Nagios: check_http, using the --invert-regex option

Some times you want to check that something is running or working correctly and you work out tests for that. Other times you want to know when something is broken and throwing error messages. This is about the latter, a proper HTTP 200 code is great and all, but what if the page is just showing "Too Many Connections" instead of your home page? My old check_http command for this server used to look like, well, check_http. I didn't check anything about it specifically, just that it was returning a 200 code.

Today however I knew I needed something more in depth. Our database server lost its local network connection, but still was available over the public IP, which is what I test against. Once we re-directed the SQL requests to the public IP address of the server everything started working again, until we ran across "Too Many Connections". The database server kept all of the "local" connections open and thus we ate up the rest.

So, how to test for this scenario? After reading through the man pages of check_http I saw this little gem "--invert-regex Return CRITICAL if found, OK if not". This I knew was exactly what I was looking for! If it sees our error codes it will go Critical! Now to put this gem into practice. Here is where the man pages fall short. There is no explanation on HOW to use this, just that it exists. I tried the obvious to me "check_http -H hostname.com -w 3 -c 5 --invert-regex 'Some string'", but that didn't work. OK, lets try "check_http -H hostname.com -w 3 -c 5 --invert-regex='Some string'" nope that errored out with " option `--invert-regex' doesn't allow an argument".

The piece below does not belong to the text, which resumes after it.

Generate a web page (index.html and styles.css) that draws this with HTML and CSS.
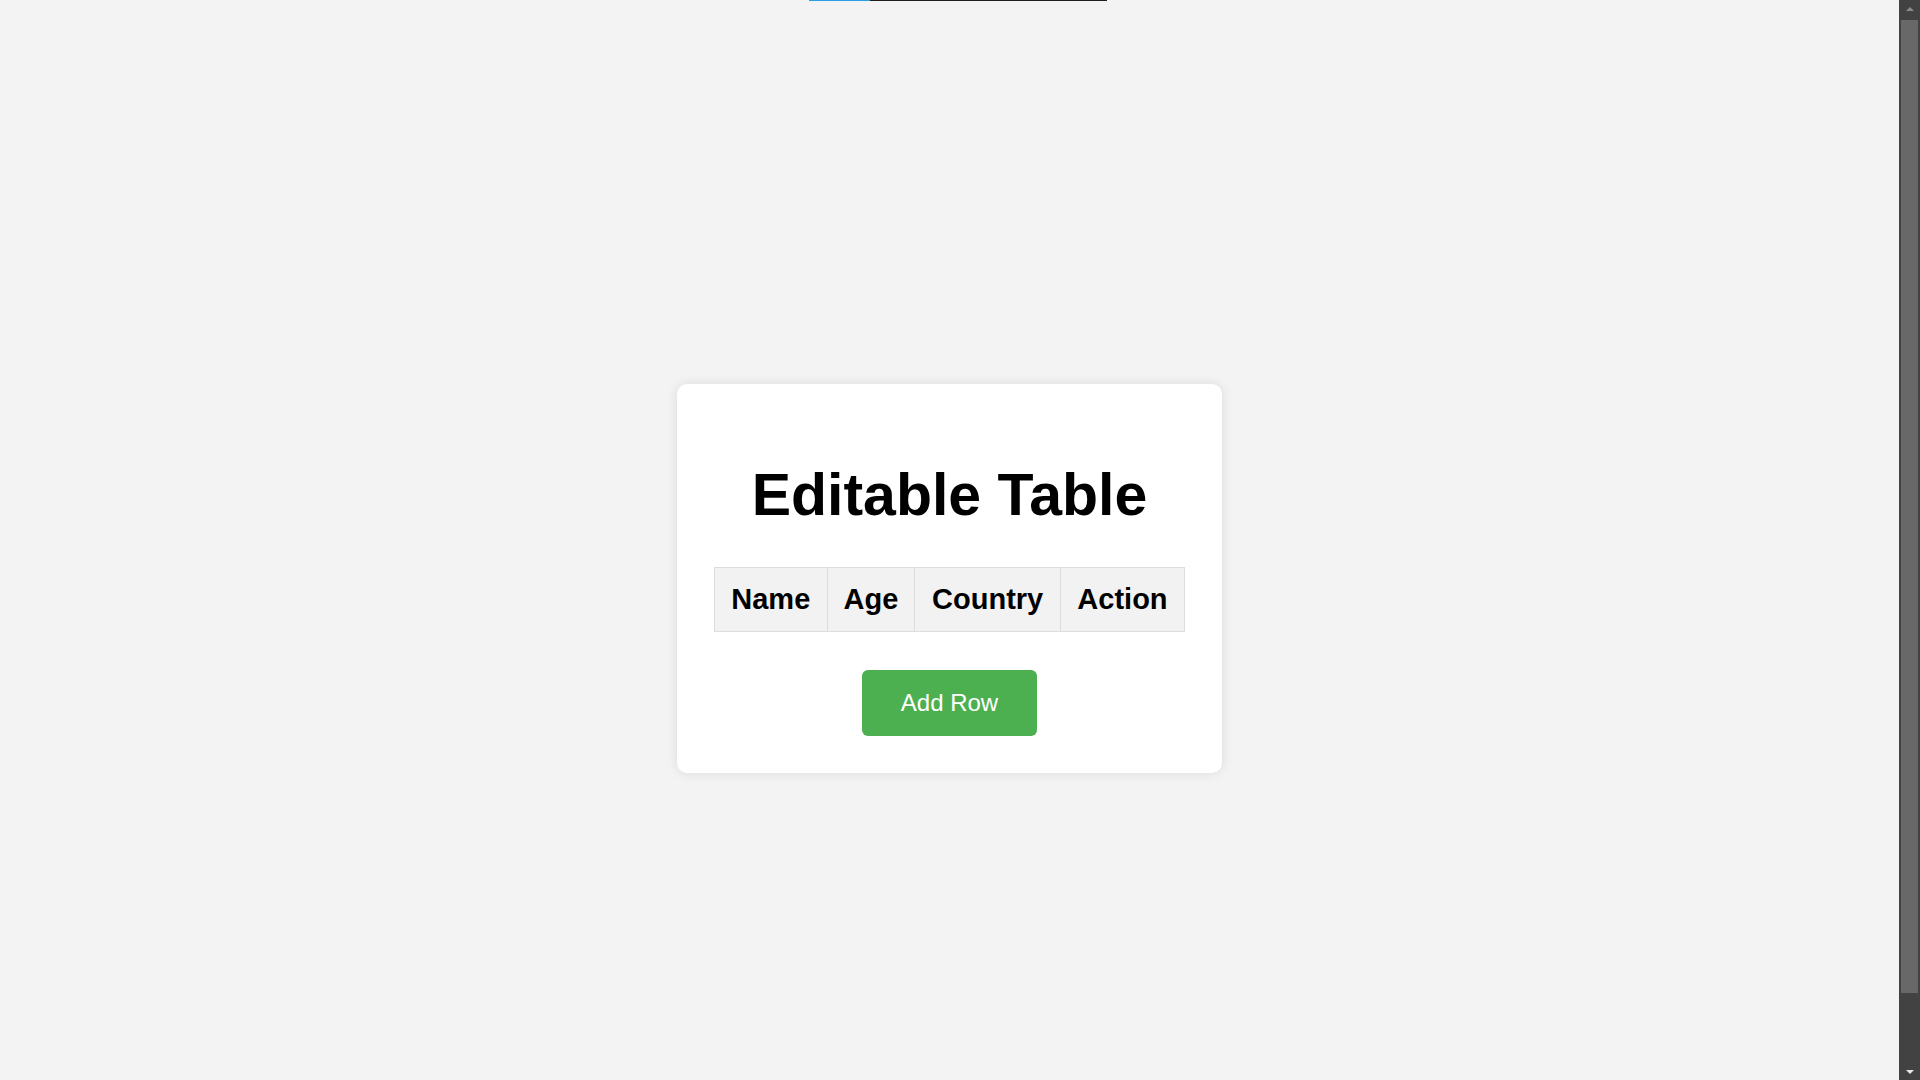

Third times the charm right?
"check_http -H hostname.com -w 3 -c 5 -r 'Some string' --invert-regex '"
# HTTP OK HTTP/1.1 200 OK - 0.355 second response time |time=0.354966s;3.000000;5.000000;0.000000 size=12975B;;;0

Yes, as it turns out third time is the charm. So that got me thinking some more. How can I ensure that the page is rendering correctly, and if it isn't fail but in a specific way?

"check_http -H hostname.com -w 3 -c 5 -r 'Some string I want in my page' -r 'Some string I don't want to see' --invert-regex '"

You can add more than one -r to the check_http command and it will require all of them to be present for the test to pass, and if one of them fails then it will go critical! Perfect!

If you have any more insight into using the check_http command in Nagios I want to hear about it. We are always running into new failure scenarios that we didn't anticipate and I want to know about them before one of my users tells me about it.